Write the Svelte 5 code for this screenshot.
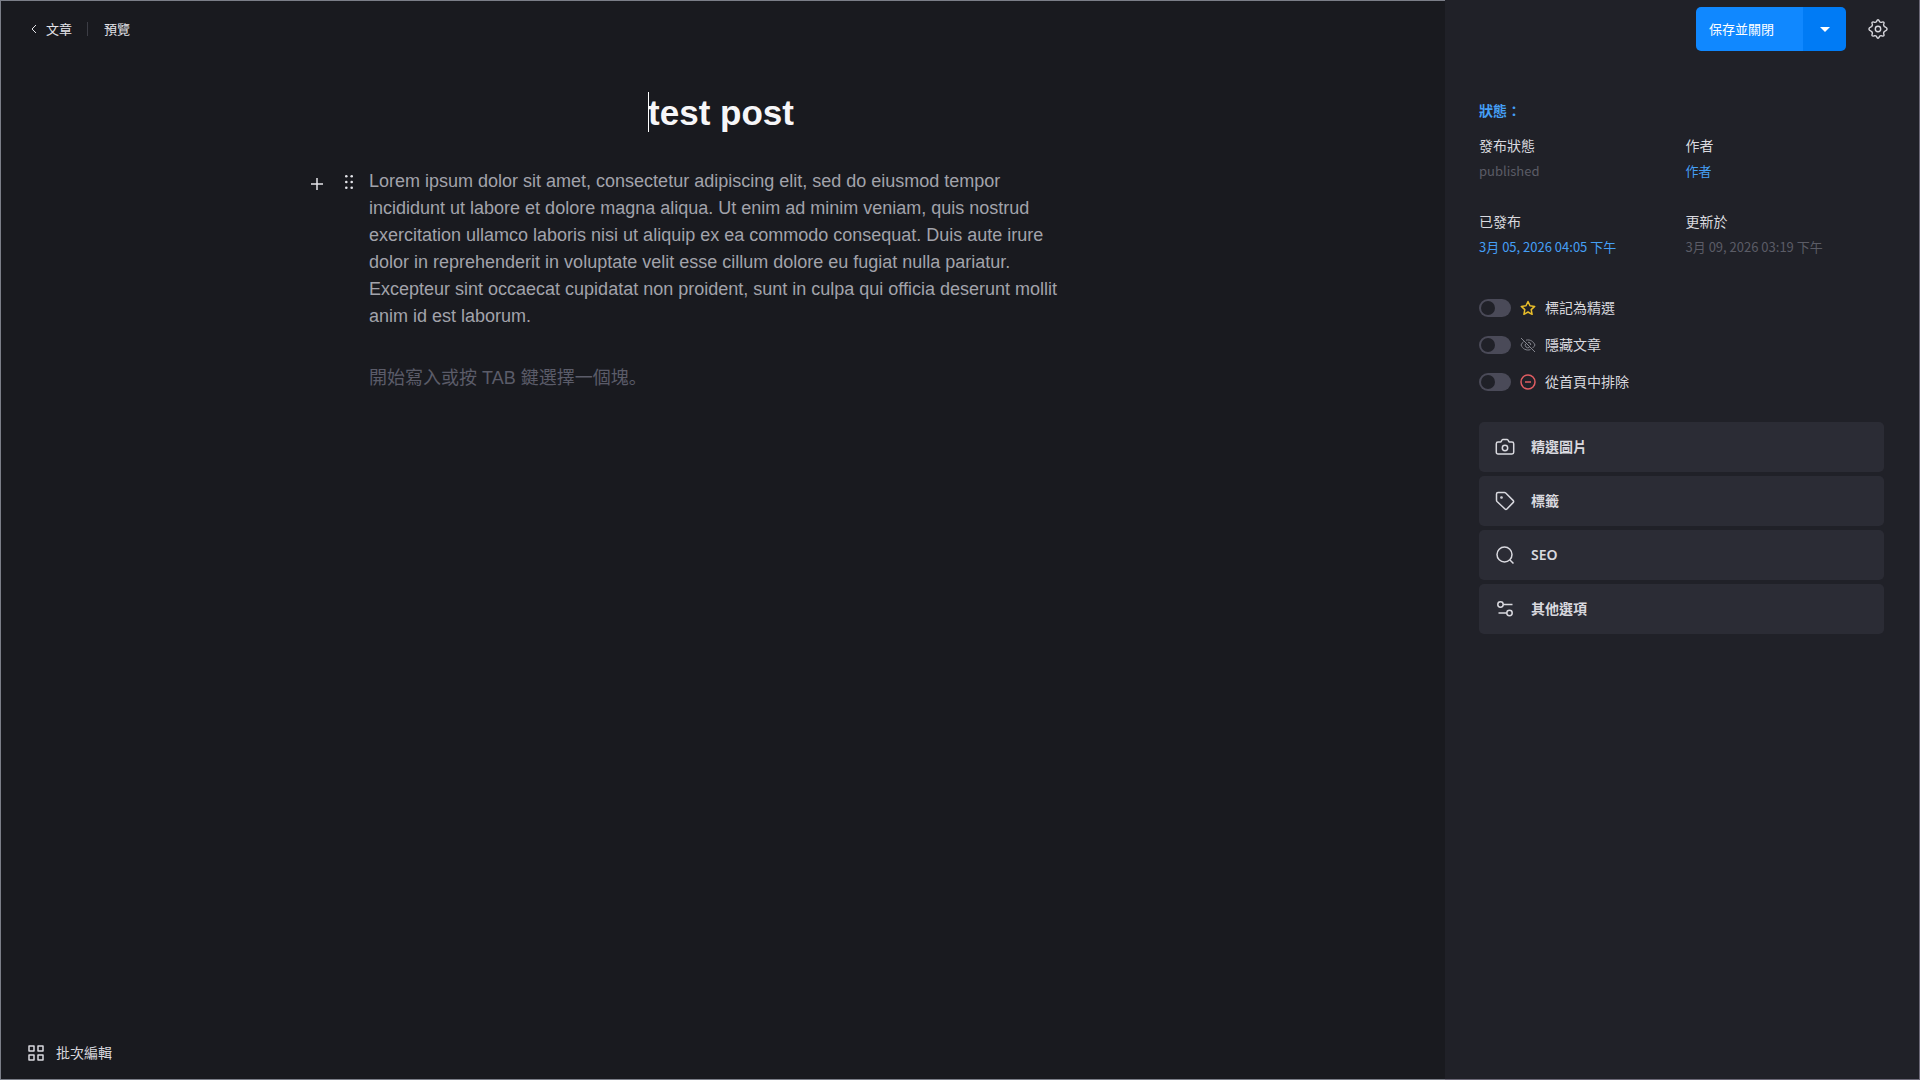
<script>
	let title = "test post"
	let saveMenuOpen = false
	let placeholder = "開始寫入或按 TAB 鍵選擇一個塊。"

	let content = "Lorem ipsum dolor sit amet, consectetur adipiscing elit, sed do eiusmod tempor incididunt ut labore et dolore magna aliqua. Ut enim ad minim veniam, quis nostrud exercitation ullamco laboris nisi ut aliquip ex ea commodo consequat. Duis aute irure dolor in reprehenderit in voluptate velit esse cillum dolore eu fugiat nulla pariatur. Excepteur sint occaecat cupidatat non proident, sunt in culpa qui officia deserunt mollit anim id est laborum."

	let details = [
		{ label: "發布狀態", value: "published" },
		{ label: "作者", value: "作者", link: true },
		{ label: "已發布", value: "3月 05, 2026 04:05 下午", link: true },
		{ label: "更新於", value: "3月 09, 2026 03:19 下午" }
	]

	let switches = [
		{ id: "featured", label: "標記為精選", icon: "star", checked: false },
		{ id: "hidden", label: "隱藏文章", icon: "hide", checked: false },
		{ id: "excluded", label: "從首頁中排除", icon: "exclude", checked: false }
	]

	let panels = [
		{ label: "精選圖片", icon: "camera" },
		{ label: "標籤", icon: "tag" },
		{ label: "SEO", icon: "search" },
		{ label: "其他選項", icon: "options" }
	]
</script>

<div class="post-editor">
	<main class="editor">
		<nav class="topbar">
			<a class="back" href="#posts">
				<svg width="6" height="10" viewBox="0 0 6 10"><path d="M5 1 1 5l4 4" /></svg>
				文章
			</a>
			<a class="preview" href="#preview">預覽</a>
		</nav>

		<div class="document">
			<div class="title">
				<div class="title-field">
					<span class="caret"></span>
					<input type="text" aria-label="Title" size="9" bind:value={title} />
				</div>
			</div>
			<div class="block">
				<div class="block-tools">
					<button type="button" class="add" aria-label="Add block">
						<svg width="12" height="12" viewBox="0 0 12 12"><path d="M6 0v12M0 6h12" /></svg>
					</button>
					<button type="button" class="drag" aria-label="Move block">
						<svg width="8" height="14" viewBox="0 0 8 14">
							{#each [1.3, 7, 12.7] as y}
								<circle cx="1.3" cy={y} r="1.3" />
								<circle cx="6.7" cy={y} r="1.3" />
							{/each}
						</svg>
					</button>
				</div>
				<p>{content}</p>
			</div>
			<p class="placeholder">{placeholder}</p>
		</div>

		<footer>
			<button type="button" class="bulk">
				<svg width="16" height="16" viewBox="0 0 16 16"><path d="M1 1h5v5H1zM10 1h5v5h-5zM1 10h5v5H1zM10 10h5v5h-5z" /></svg>
				批次編輯
			</button>
		</footer>
	</main>

	<aside class="sidebar">
		<div class="actions">
			<div class="save-group">
				<button type="button" class="save">保存並關閉</button>
				<button type="button" class="save-more" aria-label="More" on:click={() => (saveMenuOpen = !saveMenuOpen)}>
					<svg width="10" height="5" viewBox="0 0 10 5"><path d="M0 0h10L5 5z" /></svg>
				</button>
			</div>
			<button type="button" class="settings" aria-label="Settings">
				<svg width="20" height="20" viewBox="0 0 20 20">
					<path d="M8.3 2.900C8.900 2.600 8.700.8 10 .8s1.100 1.800 1.700 2.100l1.300.5c.7.2 1.900-1.100 2.800-.2s-.4 2.100-.2 2.800l.6 1.400c.3.600 2.900.6 2.900 2.600s-2.600 2-2.900 2.600l-.6 1.400c-.2.7 1.100 1.900.2 2.800s-2.100-.4-2.800-.2l-1.300.5c-.6.300-.4 2.100-1.700 2.100s-1.100-1.800-1.700-2.100L7 16.600c-.7-.2-1.900 1.100-2.800.2s.4-2.100.2-2.800l-.6-1.400C3.500 12 .9 12 .9 10s2.600-2 2.900-2.600L4.400 6c.2-.7-1.100-1.900-.2-2.800s2.100.4 2.800.2z" />
					<circle cx="10" cy="10" r="2.7" />
				</svg>
			</button>
		</div>

		<div class="sidebar-body">
			<h2>狀態：</h2>
			<dl>
				{#each details as item}
					<div>
						<dt>{item.label}</dt>
						<dd>
							{#if item.link}
								<a href="#edit">{item.value}</a>
							{:else}
								{item.value}
							{/if}
						</dd>
					</div>
				{/each}
			</dl>

			<div class="switches">
				{#each switches as item}
					<div class="switch">
						<input type="checkbox" id={item.id} bind:checked={item.checked} />
						<label for={item.id}>
							<svg class={item.icon} width="16" height="16" viewBox="0 0 16 16">
								{#if item.icon == "star"}
									<path d="m8 1.5 2 4.3 4.7.6-3.5 3.2.9 4.7L8 12l-4.1 2.3.9-4.7-3.5-3.2 4.7-.6z" />
								{:else if item.icon == "hide"}
									<path d="m1 1 14 14M6 3.2C10.500 2 13.500 4.800 15 8c-.6 1.200-1.400 2.200-2.400 3M10.500 12.600C6.200 14 2.600 11.800 1 8c.6-1.400 1.500-2.500 2.600-3.300M5.500 6.800a2.800 2.800 0 0 0 3.800 3.700M8 5.200A2.800 2.800 0 0 1 10.800 8" />
								{:else}
									<circle cx="8" cy="8" r="7" />
									<path d="M5 8h6" />
								{/if}
							</svg>
							{item.label}
						</label>
					</div>
				{/each}
			</div>

			<div class="panels">
				{#each panels as panel}
					<button type="button" class="panel">
						<svg width="20" height="20" viewBox="0 0 20 20">
							{#if panel.icon == "camera"}
								<path d="M3 5h2.500c1 0 1.100-2.500 2.300-2.500h4.400c1.200 0 1.300 2.500 2.300 2.500H17c1 0 1.700.7 1.700 1.700v8.600c0 1-.7 1.700-1.700 1.700H3c-1 0-1.700-.7-1.700-1.700V6.700C1.300 5.700 2 5 3 5z" />
								<circle cx="10" cy="11" r="2.700" />
							{:else if panel.icon == "tag"}
								<path d="M1.500 3c0-.9.6-1.500 1.500-1.500h6.500c.5 0 .9.200 1.200.5l7.600 7.600c.5.500.5 1.300 0 1.800l-6.400 6.600c-.5.500-1.400.5-1.900 0L2 10.500c-.3-.3-.5-.8-.5-1.200z" />
								<circle cx="6.500" cy="6.500" r=".6" />
							{:else if panel.icon == "search"}
								<circle cx="9.500" cy="9.500" r="7.500" />
								<path d="m15 15 3.500 3.500" />
							{:else}
								<circle cx="5.500" cy="5.500" r="2.700" />
								<circle cx="14.500" cy="14" r="2.700" />
								<path d="M8.200 5.500h9.300M3.500 14h8.300" />
							{/if}
						</svg>
						{panel.label}
					</button>
				{/each}
			</div>
		</div>
	</aside>
</div>

<style>
	:global(body) {
		background: #191a1f;
	}
	.post-editor {
		display: flex;
		min-height: 100vh;
		box-sizing: border-box;
		background: #191a1f;
		color: #d9d9df;
		font: 14px/20px "Noto Sans", "Noto Sans CJK TC", sans-serif;
	}
	button {
		display: flex;
		align-items: center;
		padding: 0;
		border: none;
		background: none;
		color: inherit;
		font: inherit;
		cursor: pointer;
	}
	a {
		color: #459ff5;
		text-decoration: none;
	}
	p, h2, dl, dd {
		margin: 0;
	}
	svg {
		flex: none;
		fill: none;
		stroke: currentColor;
		stroke-width: 1.5;
		stroke-linejoin: round;
	}

	.editor {
		flex: 1;
		display: flex;
		flex-direction: column;
		border: 1px solid #7b7e88;
		border-right: none;
	}
	.topbar {
		display: flex;
		align-items: center;
		height: 56px;
		padding-left: 30px;
		font-size: 13px;
	}
	.topbar a {
		color: #e4e4e9;
	}
	.back {
		display: flex;
		align-items: center;
		gap: 9px;
	}
	.back svg {
		stroke-width: 1;
	}
	.preview {
		margin-left: 15px;
		border-left: 1px solid #3c3d45;
		padding-left: 16px;
		line-height: 14px;
	}

	.document {
		width: 708px;
		margin: 32px auto 0;
		color: #a2a3ab;
		font: 18px/27px "Liberation Sans", "Noto Sans CJK SC", sans-serif;
	}
	.title {
		display: flex;
		justify-content: center;
		height: 48px;
		margin-bottom: 31px;
		padding-right: 4px;
	}
	.title-field {
		position: relative;
	}
	.title input {
		field-sizing: content;
		padding: 0;
		border: none;
		outline: none;
		background: none;
		color: #f6f6f8;
		font: bold 35px/48px "Liberation Sans", sans-serif;
	}
	.caret {
		position: absolute;
		top: 3px;
		left: 0;
		width: 1px;
		height: 40px;
		background: #fff;
	}
	.block {
		position: relative;
	}
	/* sits in the gutter left of the block */
	.block-tools {
		position: absolute;
		top: 0;
		right: 100%;
		display: flex;
		gap: 22px;
		padding: 6px 16px 0 0;
		color: #e4e4e9;
	}
	.add {
		padding-top: 4px;
	}
	.drag svg {
		fill: currentColor;
		stroke: none;
	}
	.placeholder {
		margin-top: 35px;
		color: #5b5c69;
	}

	footer {
		margin-top: auto;
		padding: 0 27px 16px;
	}
	.bulk {
		gap: 12px;
	}

	.sidebar {
		width: 475px;
		box-sizing: border-box;
		background: #202128;
		border: solid #6b6877;
		border-width: 0 1px 1px 0;
	}
	.actions {
		display: flex;
		align-items: center;
		justify-content: flex-end;
		gap: 22px;
		padding: 7px 31px 0 0;
	}
	.save-group {
		display: flex;
		height: 44px;
		border-radius: 5px;
		overflow: hidden;
		color: #fff;
		font-size: 13px;
	}
	.save {
		width: 107px;
		padding-left: 13px;
		background: #1088ff;
	}
	.save-more {
		width: 43px;
		justify-content: center;
		background: #007bf5;
	}
	.save-more svg {
		fill: currentColor;
		stroke: none;
	}
	.settings svg {
		stroke-width: 1.4;
	}

	.sidebar-body {
		padding: 50px 35px 0 34px;
	}
	h2 {
		color: #459ff5;
		font-size: 14px;
		line-height: 20px;
	}
	dl {
		display: grid;
		grid-template-columns: 1fr 1fr;
		gap: 27px 8px;
		margin-top: 12px;
	}
	dt {
		line-height: 26px;
	}
	dd {
		color: #5b5c66;
		font: 13px/23px "Noto Sans CJK TC", sans-serif;
	}

	.switches {
		display: flex;
		flex-direction: column;
		gap: 17px;
		margin-top: 40px;
	}
	.switch, .switch label {
		display: flex;
		align-items: center;
		gap: 9px;
	}
	.switch input {
		appearance: none;
		display: flex;
		width: 32px;
		height: 18px;
		margin: 0;
		padding: 2px;
		box-sizing: border-box;
		border-radius: 9px;
		background: #4a4a58;
		cursor: pointer;
	}
	.switch input::before {
		content: "";
		width: 14px;
		height: 14px;
		border-radius: 50%;
		background: #202128;
	}
	.switch input:checked {
		justify-content: flex-end;
		background: #1088ff;
	}
	.star {
		color: #e8bd2a;
	}
	.hide {
		color: #85868f;
		stroke-width: 1;
	}
	.exclude {
		color: #e05d62;
	}

	.panels {
		display: flex;
		flex-direction: column;
		gap: 4px;
		margin-top: 30px;
	}
	.panel {
		gap: 16px;
		height: 50px;
		padding: 0 16px;
		border-radius: 5px;
		background: #2b2c35;
		font-weight: 600;
	}
</style>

# # # #

WHAT THE TASK ASKS:
Give again exactly the lines running from the beginning of the material above through the line that contains "ipsum dolor sit", and leave out every picture.

REPLY:
Write the Svelte 5 code for this screenshot.
<script>
	let title = "test post"
	let saveMenuOpen = false
	let placeholder = "開始寫入或按 TAB 鍵選擇一個塊。"

	let content = "Lorem ipsum dolor sit amet, consectetur adipiscing elit, sed do eiusmod tempor incididunt ut labore et dolore magna aliqua. Ut enim ad minim veniam, quis nostrud exercitation ullamco laboris nisi ut aliquip ex ea commodo consequat. Duis aute irure dolor in reprehenderit in voluptate velit esse cillum dolore eu fugiat nulla pariatur. Excepteur sint occaecat cupidatat non proident, sunt in culpa qui officia deserunt mollit anim id est laborum."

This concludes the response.